▶

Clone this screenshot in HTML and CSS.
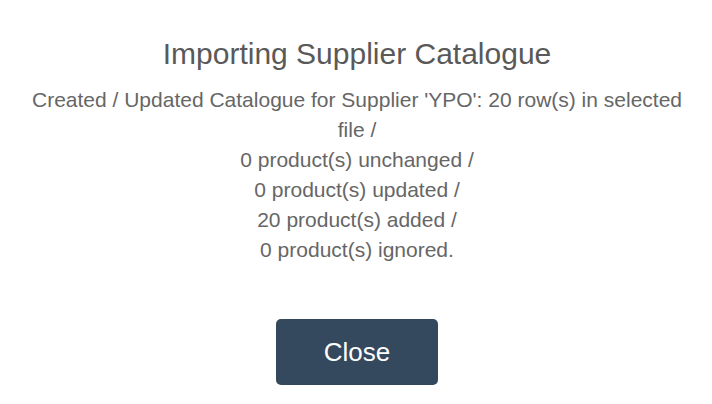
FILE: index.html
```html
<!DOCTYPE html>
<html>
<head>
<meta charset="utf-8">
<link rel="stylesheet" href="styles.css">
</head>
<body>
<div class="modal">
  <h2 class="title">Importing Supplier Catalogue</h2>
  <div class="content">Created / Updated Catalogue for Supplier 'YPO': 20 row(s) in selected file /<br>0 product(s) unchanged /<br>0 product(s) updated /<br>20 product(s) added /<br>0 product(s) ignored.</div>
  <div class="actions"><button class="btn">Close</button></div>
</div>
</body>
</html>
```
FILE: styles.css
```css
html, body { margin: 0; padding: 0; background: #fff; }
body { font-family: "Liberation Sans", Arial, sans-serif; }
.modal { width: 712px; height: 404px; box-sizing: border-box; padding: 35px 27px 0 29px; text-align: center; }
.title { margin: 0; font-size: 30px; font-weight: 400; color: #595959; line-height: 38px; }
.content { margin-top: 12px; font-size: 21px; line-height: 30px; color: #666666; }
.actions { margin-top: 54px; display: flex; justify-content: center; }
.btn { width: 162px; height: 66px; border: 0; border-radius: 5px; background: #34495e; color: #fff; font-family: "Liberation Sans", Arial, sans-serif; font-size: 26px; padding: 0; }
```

◀

* [Problem to solve]:
Quote everything in the listing above exactly; pictures are the only thing to omit.

* [Solution to this exercise]:
Clone this screenshot in HTML and CSS.
FILE: index.html
```html
<!DOCTYPE html>
<html>
<head>
<meta charset="utf-8">
<link rel="stylesheet" href="styles.css">
</head>
<body>
<div class="modal">
  <h2 class="title">Importing Supplier Catalogue</h2>
  <div class="content">Created / Updated Catalogue for Supplier 'YPO': 20 row(s) in selected file /<br>0 product(s) unchanged /<br>0 product(s) updated /<br>20 product(s) added /<br>0 product(s) ignored.</div>
  <div class="actions"><button class="btn">Close</button></div>
</div>
</body>
</html>
```
FILE: styles.css
```css
html, body { margin: 0; padding: 0; background: #fff; }
body { font-family: "Liberation Sans", Arial, sans-serif; }
.modal { width: 712px; height: 404px; box-sizing: border-box; padding: 35px 27px 0 29px; text-align: center; }
.title { margin: 0; font-size: 30px; font-weight: 400; color: #595959; line-height: 38px; }
.content { margin-top: 12px; font-size: 21px; line-height: 30px; color: #666666; }
.actions { margin-top: 54px; display: flex; justify-content: center; }
.btn { width: 162px; height: 66px; border: 0; border-radius: 5px; background: #34495e; color: #fff; font-family: "Liberation Sans", Arial, sans-serif; font-size: 26px; padding: 0; }
```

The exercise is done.